* Task prompt *
Pictures stay out of the copy; set down each line of the listing below exactly.

* Given material *
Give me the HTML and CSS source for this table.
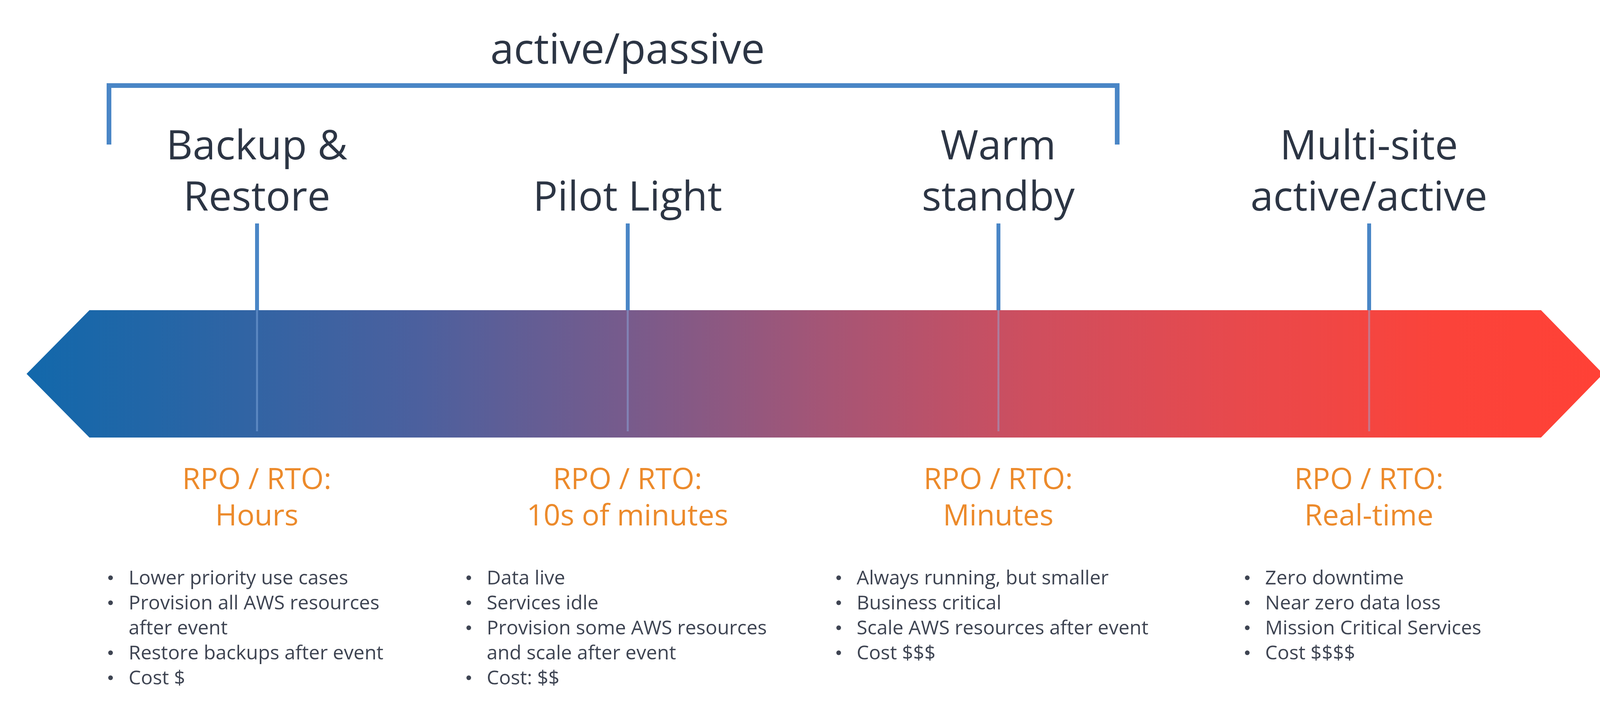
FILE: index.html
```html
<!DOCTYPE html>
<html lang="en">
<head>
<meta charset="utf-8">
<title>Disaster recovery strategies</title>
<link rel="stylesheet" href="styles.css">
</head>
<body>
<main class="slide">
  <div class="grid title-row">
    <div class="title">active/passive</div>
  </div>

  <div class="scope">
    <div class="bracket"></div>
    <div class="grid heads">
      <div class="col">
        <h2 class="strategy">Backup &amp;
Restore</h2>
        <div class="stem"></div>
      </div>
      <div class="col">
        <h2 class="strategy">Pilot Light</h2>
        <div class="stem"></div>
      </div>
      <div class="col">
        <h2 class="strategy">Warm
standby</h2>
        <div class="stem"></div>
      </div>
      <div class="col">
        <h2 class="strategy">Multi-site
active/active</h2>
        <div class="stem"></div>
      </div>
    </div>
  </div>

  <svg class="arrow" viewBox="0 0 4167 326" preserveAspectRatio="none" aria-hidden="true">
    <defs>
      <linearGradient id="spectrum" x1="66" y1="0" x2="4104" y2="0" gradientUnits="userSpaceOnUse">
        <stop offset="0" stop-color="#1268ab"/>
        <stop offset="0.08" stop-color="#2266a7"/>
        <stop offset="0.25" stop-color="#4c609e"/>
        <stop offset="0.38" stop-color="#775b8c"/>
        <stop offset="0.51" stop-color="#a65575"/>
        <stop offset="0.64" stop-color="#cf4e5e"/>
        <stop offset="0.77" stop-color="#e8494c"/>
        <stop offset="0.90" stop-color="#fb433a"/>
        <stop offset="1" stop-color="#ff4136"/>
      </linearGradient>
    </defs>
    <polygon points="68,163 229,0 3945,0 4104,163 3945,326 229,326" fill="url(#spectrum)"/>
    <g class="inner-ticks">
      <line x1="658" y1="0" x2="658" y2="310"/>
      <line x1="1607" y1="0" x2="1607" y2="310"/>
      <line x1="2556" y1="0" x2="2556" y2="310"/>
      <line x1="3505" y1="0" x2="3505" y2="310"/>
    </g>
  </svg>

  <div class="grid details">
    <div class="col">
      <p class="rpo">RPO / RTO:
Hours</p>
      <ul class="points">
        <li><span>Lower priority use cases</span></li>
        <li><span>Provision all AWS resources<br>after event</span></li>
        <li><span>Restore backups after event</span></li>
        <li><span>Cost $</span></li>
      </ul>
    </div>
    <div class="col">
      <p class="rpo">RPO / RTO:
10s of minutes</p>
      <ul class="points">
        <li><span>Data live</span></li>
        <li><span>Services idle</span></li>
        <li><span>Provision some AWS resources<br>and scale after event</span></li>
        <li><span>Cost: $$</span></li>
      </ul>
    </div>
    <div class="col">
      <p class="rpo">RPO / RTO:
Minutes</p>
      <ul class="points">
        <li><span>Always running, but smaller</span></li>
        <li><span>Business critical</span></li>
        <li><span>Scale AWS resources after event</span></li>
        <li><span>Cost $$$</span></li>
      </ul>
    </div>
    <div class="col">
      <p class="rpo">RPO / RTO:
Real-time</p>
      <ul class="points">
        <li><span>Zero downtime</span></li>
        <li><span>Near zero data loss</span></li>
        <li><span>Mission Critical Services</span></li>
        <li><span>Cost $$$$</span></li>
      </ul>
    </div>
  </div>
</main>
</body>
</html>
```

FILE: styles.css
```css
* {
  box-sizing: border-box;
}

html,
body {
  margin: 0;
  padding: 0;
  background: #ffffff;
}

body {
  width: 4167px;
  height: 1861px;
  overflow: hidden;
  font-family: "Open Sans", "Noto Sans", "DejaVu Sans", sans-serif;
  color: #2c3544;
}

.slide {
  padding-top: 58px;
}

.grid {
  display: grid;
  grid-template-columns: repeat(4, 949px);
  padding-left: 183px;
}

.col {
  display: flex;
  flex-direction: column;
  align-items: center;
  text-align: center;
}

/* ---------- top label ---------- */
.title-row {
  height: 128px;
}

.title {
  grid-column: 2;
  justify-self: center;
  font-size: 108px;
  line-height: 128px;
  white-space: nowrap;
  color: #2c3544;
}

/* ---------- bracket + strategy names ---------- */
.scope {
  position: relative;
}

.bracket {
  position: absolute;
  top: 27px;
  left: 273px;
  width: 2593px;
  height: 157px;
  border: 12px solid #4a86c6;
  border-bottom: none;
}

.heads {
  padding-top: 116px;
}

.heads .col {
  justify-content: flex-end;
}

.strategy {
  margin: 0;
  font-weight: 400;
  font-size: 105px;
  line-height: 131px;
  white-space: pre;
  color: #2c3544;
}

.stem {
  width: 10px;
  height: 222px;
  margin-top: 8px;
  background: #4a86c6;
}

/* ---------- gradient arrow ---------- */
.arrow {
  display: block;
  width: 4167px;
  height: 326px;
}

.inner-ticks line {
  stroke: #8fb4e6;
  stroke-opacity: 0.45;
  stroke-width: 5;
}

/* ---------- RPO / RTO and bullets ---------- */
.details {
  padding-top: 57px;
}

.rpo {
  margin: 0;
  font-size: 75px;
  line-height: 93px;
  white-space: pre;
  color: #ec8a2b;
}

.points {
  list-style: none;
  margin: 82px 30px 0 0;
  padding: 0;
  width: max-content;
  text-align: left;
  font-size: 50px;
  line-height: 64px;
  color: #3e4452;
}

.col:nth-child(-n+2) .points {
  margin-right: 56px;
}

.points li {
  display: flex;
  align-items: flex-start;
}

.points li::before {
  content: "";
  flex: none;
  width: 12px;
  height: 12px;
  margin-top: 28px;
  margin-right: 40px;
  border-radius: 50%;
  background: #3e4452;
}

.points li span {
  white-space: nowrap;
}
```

* Exercise solution *
Give me the HTML and CSS source for this table.
FILE: index.html
```html
<!DOCTYPE html>
<html lang="en">
<head>
<meta charset="utf-8">
<title>Disaster recovery strategies</title>
<link rel="stylesheet" href="styles.css">
</head>
<body>
<main class="slide">
  <div class="grid title-row">
    <div class="title">active/passive</div>
  </div>

  <div class="scope">
    <div class="bracket"></div>
    <div class="grid heads">
      <div class="col">
        <h2 class="strategy">Backup &amp;
Restore</h2>
        <div class="stem"></div>
      </div>
      <div class="col">
        <h2 class="strategy">Pilot Light</h2>
        <div class="stem"></div>
      </div>
      <div class="col">
        <h2 class="strategy">Warm
standby</h2>
        <div class="stem"></div>
      </div>
      <div class="col">
        <h2 class="strategy">Multi-site
active/active</h2>
        <div class="stem"></div>
      </div>
    </div>
  </div>

  <svg class="arrow" viewBox="0 0 4167 326" preserveAspectRatio="none" aria-hidden="true">
    <defs>
      <linearGradient id="spectrum" x1="66" y1="0" x2="4104" y2="0" gradientUnits="userSpaceOnUse">
        <stop offset="0" stop-color="#1268ab"/>
        <stop offset="0.08" stop-color="#2266a7"/>
        <stop offset="0.25" stop-color="#4c609e"/>
        <stop offset="0.38" stop-color="#775b8c"/>
        <stop offset="0.51" stop-color="#a65575"/>
        <stop offset="0.64" stop-color="#cf4e5e"/>
        <stop offset="0.77" stop-color="#e8494c"/>
        <stop offset="0.90" stop-color="#fb433a"/>
        <stop offset="1" stop-color="#ff4136"/>
      </linearGradient>
    </defs>
    <polygon points="68,163 229,0 3945,0 4104,163 3945,326 229,326" fill="url(#spectrum)"/>
    <g class="inner-ticks">
      <line x1="658" y1="0" x2="658" y2="310"/>
      <line x1="1607" y1="0" x2="1607" y2="310"/>
      <line x1="2556" y1="0" x2="2556" y2="310"/>
      <line x1="3505" y1="0" x2="3505" y2="310"/>
    </g>
  </svg>

  <div class="grid details">
    <div class="col">
      <p class="rpo">RPO / RTO:
Hours</p>
      <ul class="points">
        <li><span>Lower priority use cases</span></li>
        <li><span>Provision all AWS resources<br>after event</span></li>
        <li><span>Restore backups after event</span></li>
        <li><span>Cost $</span></li>
      </ul>
    </div>
    <div class="col">
      <p class="rpo">RPO / RTO:
10s of minutes</p>
      <ul class="points">
        <li><span>Data live</span></li>
        <li><span>Services idle</span></li>
        <li><span>Provision some AWS resources<br>and scale after event</span></li>
        <li><span>Cost: $$</span></li>
      </ul>
    </div>
    <div class="col">
      <p class="rpo">RPO / RTO:
Minutes</p>
      <ul class="points">
        <li><span>Always running, but smaller</span></li>
        <li><span>Business critical</span></li>
        <li><span>Scale AWS resources after event</span></li>
        <li><span>Cost $$$</span></li>
      </ul>
    </div>
    <div class="col">
      <p class="rpo">RPO / RTO:
Real-time</p>
      <ul class="points">
        <li><span>Zero downtime</span></li>
        <li><span>Near zero data loss</span></li>
        <li><span>Mission Critical Services</span></li>
        <li><span>Cost $$$$</span></li>
      </ul>
    </div>
  </div>
</main>
</body>
</html>
```

FILE: styles.css
```css
* {
  box-sizing: border-box;
}

html,
body {
  margin: 0;
  padding: 0;
  background: #ffffff;
}

body {
  width: 4167px;
  height: 1861px;
  overflow: hidden;
  font-family: "Open Sans", "Noto Sans", "DejaVu Sans", sans-serif;
  color: #2c3544;
}

.slide {
  padding-top: 58px;
}

.grid {
  display: grid;
  grid-template-columns: repeat(4, 949px);
  padding-left: 183px;
}

.col {
  display: flex;
  flex-direction: column;
  align-items: center;
  text-align: center;
}

/* ---------- top label ---------- */
.title-row {
  height: 128px;
}

.title {
  grid-column: 2;
  justify-self: center;
  font-size: 108px;
  line-height: 128px;
  white-space: nowrap;
  color: #2c3544;
}

/* ---------- bracket + strategy names ---------- */
.scope {
  position: relative;
}

.bracket {
  position: absolute;
  top: 27px;
  left: 273px;
  width: 2593px;
  height: 157px;
  border: 12px solid #4a86c6;
  border-bottom: none;
}

.heads {
  padding-top: 116px;
}

.heads .col {
  justify-content: flex-end;
}

.strategy {
  margin: 0;
  font-weight: 400;
  font-size: 105px;
  line-height: 131px;
  white-space: pre;
  color: #2c3544;
}

.stem {
  width: 10px;
  height: 222px;
  margin-top: 8px;
  background: #4a86c6;
}

/* ---------- gradient arrow ---------- */
.arrow {
  display: block;
  width: 4167px;
  height: 326px;
}

.inner-ticks line {
  stroke: #8fb4e6;
  stroke-opacity: 0.45;
  stroke-width: 5;
}

/* ---------- RPO / RTO and bullets ---------- */
.details {
  padding-top: 57px;
}

.rpo {
  margin: 0;
  font-size: 75px;
  line-height: 93px;
  white-space: pre;
  color: #ec8a2b;
}

.points {
  list-style: none;
  margin: 82px 30px 0 0;
  padding: 0;
  width: max-content;
  text-align: left;
  font-size: 50px;
  line-height: 64px;
  color: #3e4452;
}

.col:nth-child(-n+2) .points {
  margin-right: 56px;
}

.points li {
  display: flex;
  align-items: flex-start;
}

.points li::before {
  content: "";
  flex: none;
  width: 12px;
  height: 12px;
  margin-top: 28px;
  margin-right: 40px;
  border-radius: 50%;
  background: #3e4452;
}

.points li span {
  white-space: nowrap;
}
```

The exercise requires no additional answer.